Desde el futuro se perciben las cosas de otra manera. También las de Avilés.
La verdad es que no sé desde qué año estoy escribiendo. Ni siquiera importa. Ya no hay calendarios, aunque sí viajes en el tiempo, muy caros, pero subvencionados para las rentas altas, como casi siempre. Hasta funciona una concejalía del ramo.
En este futuro ya no dibujamos fronteras, ni discutimos por lindes. Recuerdo cuando nos peleábamos con banderas por no tocar un milímetro del concejo vecino, retrasando decisiones estratégicas hasta el infinito. Me sonrío ahora al evocar aquellos tiempos en que una necesaria ronda degeneraba en una espiral inacabable de proyectos, mociones y presupuestos. En aquella época nadie con mando en plaza quiso resucitar el antiguo alfoz de Gauzón, pero tampoco nadie impulsó una moderna comarca que era real en todo, salvo en lo administrativo. Al menos, Niemeyer y Avilés habían unido sus destinos felizmente para siempre, con algunos altibajos, pero ¿qué matrimonio no los tiene?
Por aquel entonces, parecía que los problemas se arreglaban echando la culpa a un político o a una política (y no estoy desdoblando el género). Al final dimitieron todos y todas (aquí sí desdoblo), tal y como se les pedía desde algunos foros. Pero detrás no hubo nada, ni nadie. Quienes antes gritaban, callaron. Y entonces se hizo el silencio. Daba miedo.
El maestro Sabina nos reñía por añorar lo que nunca, jamás, sucedió. Y, en efecto, aquellos comienzos del siglo XXI todavía eran propicios para algunos grupos veneradores de las catedrales caídas. La nostalgia es un animal manso e inofensivo, pero si se alimenta demasiado, puede mutar con rapidez en otra especie peligrosa que nos impide avanzar. Anoto que don Joaquín sigue vivito y coleando, pero también volvió a fumar, aunque lejos de las terrazas, donde felizmente sigue prohibido el vicio.

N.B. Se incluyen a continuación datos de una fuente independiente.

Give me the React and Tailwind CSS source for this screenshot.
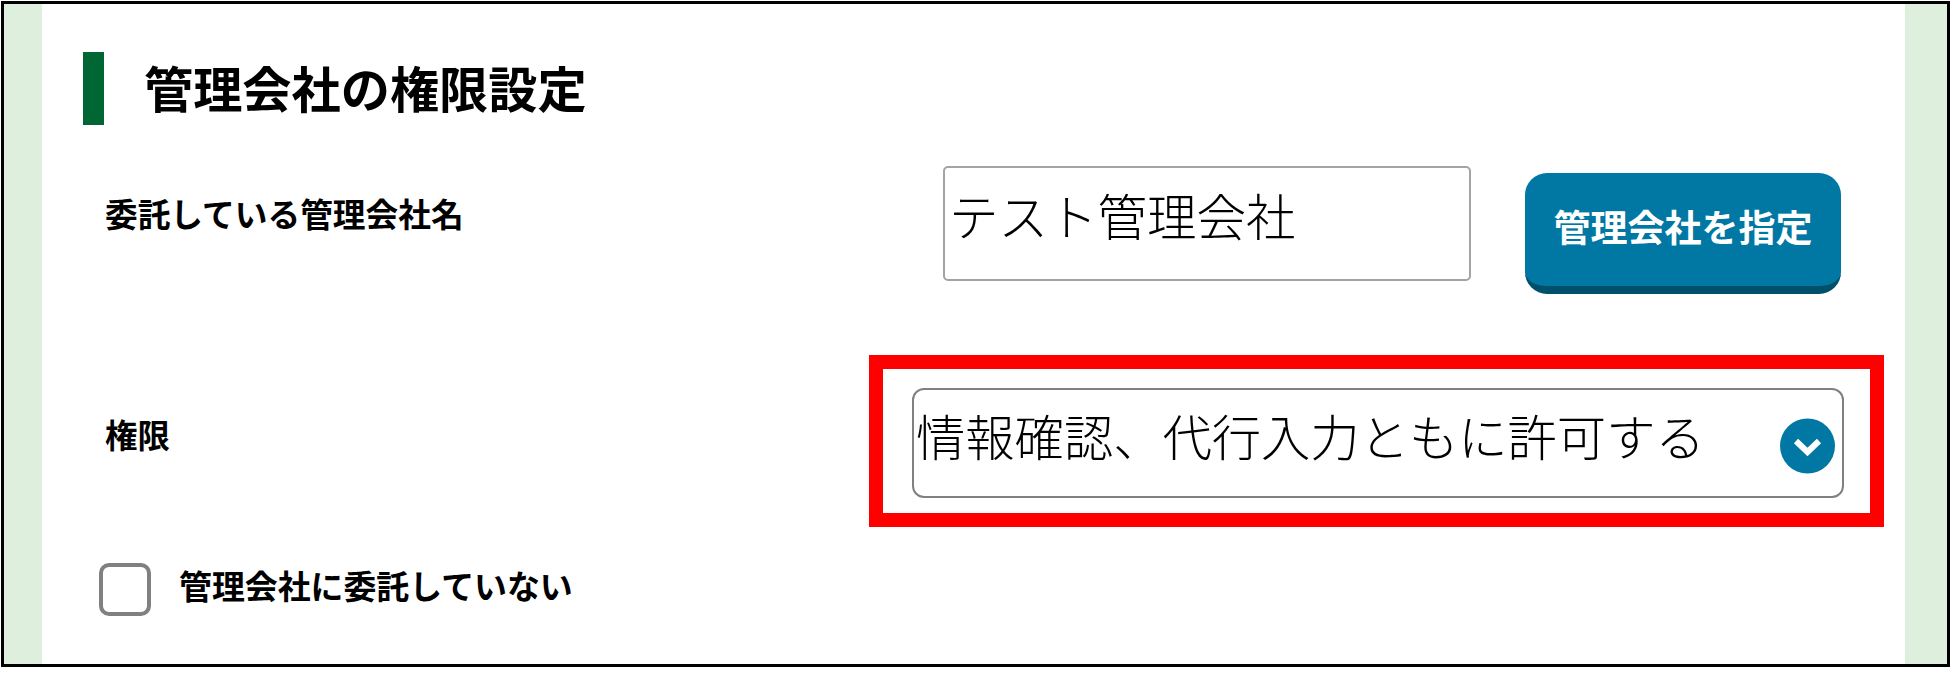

En esos años nos tuvimos que enfrentar al florecimiento de los populismos, los independentismos, los localismos, los aldeanismos y hasta los personalismos. Versiones estilizadas del egoísmo y resquicios de pasadas glorias imperiales. Por aquel entonces llegué a encontrarme renegados que defendían su derecho a usar el coche durante menos de un kilómetro para no coartar su libertad de seguir contaminando el planeta. Por fortuna, en los juegos olímpicos se pasó del oro al agua, de la plata al verde y del bronce al aire fresco. Lo precioso lo teníamos delante sin darnos cuenta.
En 1933 José María Malgor había regresado a su Avilés. Lo hacía en plena Segunda República (ya vamos por la Cuarta) para revivir “horas estúpidas y emocionales” de su vida, con “los mismos personajes y en los mismos lugares”, casi como reza la conocida ranchera de Juan Gabriel. El padre de Xilimbra tenía razón: para esperar resultados diferentes no se puede hacer siempre lo mismo, como recomienda el manual del buen burócrata.
No todo estuvo mal. Tras la pandemia de las mascarillas, sí supimos invertir bien el dinero de nuestros hermanos europeos para reconstruirnos y hacernos más resilientes. Tanto, que la ciencia pegó un salto de gigante. Hoy Avilés y Asturias son la referencia mundial de la investigación aplicada y fabricamos casi de todo, y muy bien. Aquellos que lo habían esbozado terminaron arrojados a la ría por infieles y visionarios. Pero tenían razón los primeros: solo había que creer que otro mundo era posible. Y lo fue.
Estamos en el futuro y dicen las crónicas que ayer mismo fue visto aquel Jack extranjero tomando una sidra en el Carbayedo.